» **WHAT TO PRODUCE**: Gather up every line that includes the string "components".
########
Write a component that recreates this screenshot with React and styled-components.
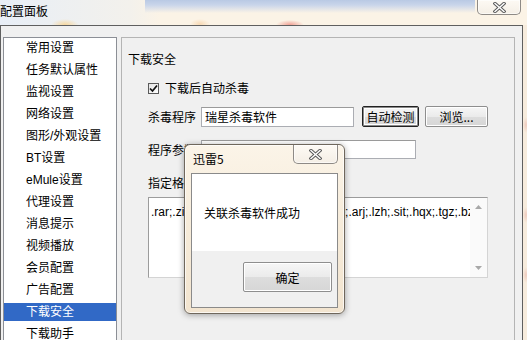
import React from "react";
import styled, { createGlobalStyle } from "styled-components";

const Global = createGlobalStyle`
  html, body { margin: 0; padding: 0; background: #f8efe2; }
  body { font-family: "Liberation Sans", "Noto Sans CJK SC", sans-serif; font-size: 12px; color: #000; }
`;

const Window = styled.div`
  position: relative;
  width: 527px;
  height: 340px;
  overflow: hidden;
  display: flex;
  flex-direction: column;
  background: #f8efe2;
`;

const TitleBar = styled.div`
  height: 25px;
  flex: none;
  display: flex;
  justify-content: space-between;
  align-items: flex-start;
  background-image:
    radial-gradient(ellipse 14px 6px at 65px 25px, rgba(255, 196, 90, 0.55), rgba(255, 196, 90, 0)),
    radial-gradient(ellipse 14px 5px at 290px 25px, rgba(232, 90, 80, 0.55), rgba(232, 90, 80, 0)),
    radial-gradient(ellipse 10px 5px at 200px 24px, rgba(240, 170, 90, 0.35), rgba(240, 170, 90, 0)),
    linear-gradient(to bottom, #b9c9e4 0px, #c9d5ea 5px, rgba(251, 243, 230, 0) 13px),
    linear-gradient(to right, #e8eef6 0px, #f3f1ec 130px, #fbf3e6 160px, #fbf3e6 100%);
  background-size: 100% 100%, 100% 100%, 100% 100%, 330px 16px, 100% 100%;
  background-position: 0 0, 0 0, 0 0, 145px 0, 0 0;
  background-repeat: no-repeat;
`;

const TitleText = styled.div`
  padding-top: 3px;
  font-family: "Noto Sans CJK SC", sans-serif;
  font-size: 12px;
  line-height: 16px;
  color: #000;
`;

const CloseButton = styled.div`
  flex: none;
  width: ${p => p.$w || 44}px;
  height: ${p => p.$h || 15}px;
  margin-right: ${p => p.$mr ?? 6}px;
  box-sizing: border-box;
  border: 1px solid #8e8a86;
  border-top: none;
  border-radius: 0 0 5px 5px;
  background: linear-gradient(to bottom, rgba(255,255,255,0.55), rgba(240,236,230,0.6));
  box-shadow: inset 0 0 0 1px rgba(255,255,255,0.6);
  display: flex;
  align-items: center;
  justify-content: center;
`;

const XGlyph = () => (
  <svg width="13" height="11" viewBox="0 0 13 11">
    <path d="M2 1.5 L11 9.5 M11 1.5 L2 9.5" stroke="#5b5b5b" strokeWidth="3.4" strokeLinecap="square" fill="none" />
    <path d="M2 1.5 L11 9.5 M11 1.5 L2 9.5" stroke="#ffffff" strokeWidth="1.4" strokeLinecap="square" fill="none" />
  </svg>
);

const BodyRow = styled.div`
  flex: 1;
  display: flex;
  min-height: 0;
`;

const Client = styled.div`
  flex: none;
  width: 523px;
  box-sizing: border-box;
  border: 1px solid #5f5f5f;
  border-bottom: none;
  background: #f0f0f0;
  padding: 11px 7px 0 2px;
  display: flex;
  gap: 4px;
  align-items: flex-start;
  overflow: hidden;
`;

const RightFrame = styled.div`
  flex: 1;
  background:
    radial-gradient(ellipse 3px 8px at 3px 100px, rgba(230,170,160,0.5), rgba(230,170,160,0)),
    radial-gradient(ellipse 3px 8px at 3px 190px, rgba(230,170,160,0.5), rgba(230,170,160,0)),
    radial-gradient(ellipse 3px 8px at 3px 250px, rgba(230,170,160,0.5), rgba(230,170,160,0)),
    #f7ecdd;
`;

const NavList = styled.div`
  flex: none;
  width: 114px;
  min-height: 330px;
  box-sizing: border-box;
  border: 1px solid #8c8f96;
  background: #fff;
  padding-top: 1px;
`;

const NavItem = styled.div`
  height: 18px;
  line-height: 18px;
  margin-bottom: 4px;
  padding-left: 22px;
  font-family: "Liberation Sans", "Noto Sans CJK SC", sans-serif;
  font-size: 12px;
  white-space: nowrap;
  background: ${p => (p.$active ? "#3169c6" : "transparent")};
  color: ${p => (p.$active ? "#fff" : "#000")};
`;

const Group = styled.div`
  flex: 1;
  min-height: 330px;
  box-sizing: border-box;
  border: 1px solid #b4b4b4;
  padding: 12px 0 0 6px;
  display: flex;
  flex-direction: column;
  align-items: flex-start;
`;

const Heading = styled.div`
  height: 18px;
  line-height: 18px;
  font-family: "Noto Sans CJK SC", sans-serif;
`;

const Indented = styled.div`
  margin-left: 20px;
  margin-top: ${p => p.$mt || 0}px;
  display: flex;
  align-items: center;
  height: ${p => p.$h || 18}px;
`;

const Check = styled.div`
  width: 11px;
  height: 11px;
  box-sizing: border-box;
  border: 1px solid #5a5a5a;
  background: linear-gradient(135deg, #e4e4e4, #ffffff);
  display: flex;
  align-items: center;
  justify-content: center;
  margin-right: 6px;
`;

const Label = styled.span`
  font-family: "Noto Sans CJK SC", sans-serif;
  line-height: 18px;
  white-space: nowrap;
  margin-right: ${p => p.$mr || 0}px;
`;

const TextInput = styled.div`
  width: ${p => p.$w}px;
  height: ${p => p.$h}px;
  box-sizing: border-box;
  border: 1px solid #abadb3;
  border-top-color: #9a9a9a;
  background: #fff;
  padding-left: 3px;
  line-height: ${p => p.$h - 2}px;
  font-family: "Noto Sans CJK SC", sans-serif;
  white-space: nowrap;
`;

const Button = styled.div`
  width: ${p => p.$w}px;
  height: ${p => p.$h || 21}px;
  margin-left: ${p => p.$ml || 0}px;
  box-sizing: border-box;
  border: 1px solid ${p => (p.$default ? "#222" : "#8e8e8e")};
  box-shadow: ${p => (p.$default ? "inset 0 0 0 1px #8a8a8a, inset 0 0 0 2px #fff" : "inset 0 0 0 1px #fff")};
  border-radius: 2px;
  background: linear-gradient(to bottom, #f6f6f6 0%, #ebebeb 50%, #dddddd 51%, #d6d6d6 100%);
  display: flex;
  align-items: center;
  justify-content: center;
  font-family: "Noto Sans CJK SC", sans-serif;
  white-space: nowrap;
`;

const TextArea = styled.div`
  margin-left: 20px;
  margin-top: 5px;
  width: 340px;
  height: 81px;
  box-sizing: border-box;
  border: 1px solid #9c9c9c;
  border-right-color: #d4d4d4;
  border-bottom-color: #d4d4d4;
  background: #fff;
  display: flex;
`;

const AreaText = styled.div`
  flex: 1;
  overflow: hidden;
  white-space: nowrap;
  padding: 6px 0 0 2px;
  line-height: 16px;
  font-family: "Liberation Sans", sans-serif;
  font-size: 12px;
`;

const ScrollBar = styled.div`
  flex: none;
  width: 17px;
  background: #fafafa;
  display: flex;
  flex-direction: column;
  justify-content: space-between;
  align-items: center;
  padding: 7px 0 7px;
`;

const Arrow = ({ up }) => (
  <svg width="7" height="4" viewBox="0 0 7 4">
    <path d={up ? "M0 4 L3.5 0 L7 4 Z" : "M0 0 L3.5 4 L7 0 Z"} fill="#a8a8a8" />
  </svg>
);

const Dialog = styled.div`
  position: absolute;
  left: 184px;
  top: 144px;
  width: 161px;
  height: 170px;
  box-sizing: border-box;
  border: 1px solid #6f675c;
  border-radius: 6px;
  background: linear-gradient(to bottom, #fbf4e8 0%, #f6ebd9 50%, #f2e4cf 100%);
  box-shadow: 0 1px 6px rgba(0, 0, 0, 0.35), inset 0 0 0 1px rgba(255, 255, 255, 0.7);
  display: flex;
  flex-direction: column;
`;

const DialogTitleRow = styled.div`
  height: 28px;
  flex: none;
  display: flex;
  justify-content: space-between;
  align-items: flex-start;
  padding-left: 8px;
`;

const DialogTitle = styled.div`
  padding-top: 6px;
  line-height: 16px;
  font-family: "Noto Sans CJK SC", sans-serif;
`;

const DialogClient = styled.div`
  margin: 0 6px 5px 6px;
  flex: 1;
  border: 1px solid #8a8a8a;
  display: flex;
  flex-direction: column;
`;

const DialogMessage = styled.div`
  height: 77px;
  background: #fff;
  padding: 30px 0 0 12px;
  box-sizing: border-box;
  line-height: 18px;
  font-family: "Noto Sans CJK SC", sans-serif;
`;

const DialogFooter = styled.div`
  flex: 1;
  background: #f0f0f0;
  display: flex;
  justify-content: flex-end;
  align-items: flex-start;
  padding: 11px 5px 0 0;
`;

const navItems = [
  "常用设置", "任务默认属性", "监视设置", "网络设置", "图形/外观设置", "BT设置",
  "eMule设置", "代理设置", "消息提示", "视频播放", "会员配置", "广告配置", "下载安全", "下载助手",
];

export default function App() {
  return (
    <>
      <Global />
      <Window>
        <TitleBar>
          <TitleText>配置面板</TitleText>
          <CloseButton><XGlyph /></CloseButton>
        </TitleBar>
        <BodyRow>
          <Client>
            <NavList>
              {navItems.map(n => (
                <NavItem key={n} $active={n === "下载安全"}>{n}</NavItem>
              ))}
            </NavList>
            <Group>
              <Heading>下载安全</Heading>
              <Indented $mt={11}>
                <Check>
                  <svg width="9" height="9" viewBox="0 0 9 9">
                    <path d="M1 4.5 L3.5 7 L8 1.5" stroke="#111" strokeWidth="1.7" fill="none" />
                  </svg>
                </Check>
                <Label>下载后自动杀毒</Label>
              </Indented>
              <Indented $mt={9} $h={21}>
                <Label $mr={5}>杀毒程序</Label>
                <TextInput $w={153} $h={20}>瑞星杀毒软件</TextInput>
                <Button $w={57} $ml={8} $default>自动检测</Button>
                <Button $w={63} $ml={6}>浏览...</Button>
              </Indented>
              <Indented $mt={13} $h={19}>
                <Label $mr={5}>程序参数</Label>
                <TextInput $w={215} $h={19}></TextInput>
              </Indented>
              <Indented $mt={15}>
                <Label>指定格式文件</Label>
              </Indented>
              <TextArea>
                <AreaText>.rar;.zip;.7z;.exe;.cab;.iso;.tar;.Z;.ace;.arj;.lzh;.sit;.hqx;.tgz;.bz2;.uue</AreaText>
                <ScrollBar>
                  <Arrow up />
                  <Arrow />
                </ScrollBar>
              </TextArea>
            </Group>
          </Client>
          <RightFrame />
        </BodyRow>
        <Dialog>
          <DialogTitleRow>
            <DialogTitle>迅雷5</DialogTitle>
            <CloseButton $w={45} $h={19} $mr={6}><XGlyph /></CloseButton>
          </DialogTitleRow>
          <DialogClient>
            <DialogMessage>关联杀毒软件成功</DialogMessage>
            <DialogFooter>
              <Button $w={89} $h={30}>确定</Button>
            </DialogFooter>
          </DialogClient>
        </Dialog>
      </Window>
    </>
  );
}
########
» **RESULT FOR THIS EXERCISE**:
Write a component that recreates this screenshot with React and styled-components.
import styled, { createGlobalStyle } from "styled-components";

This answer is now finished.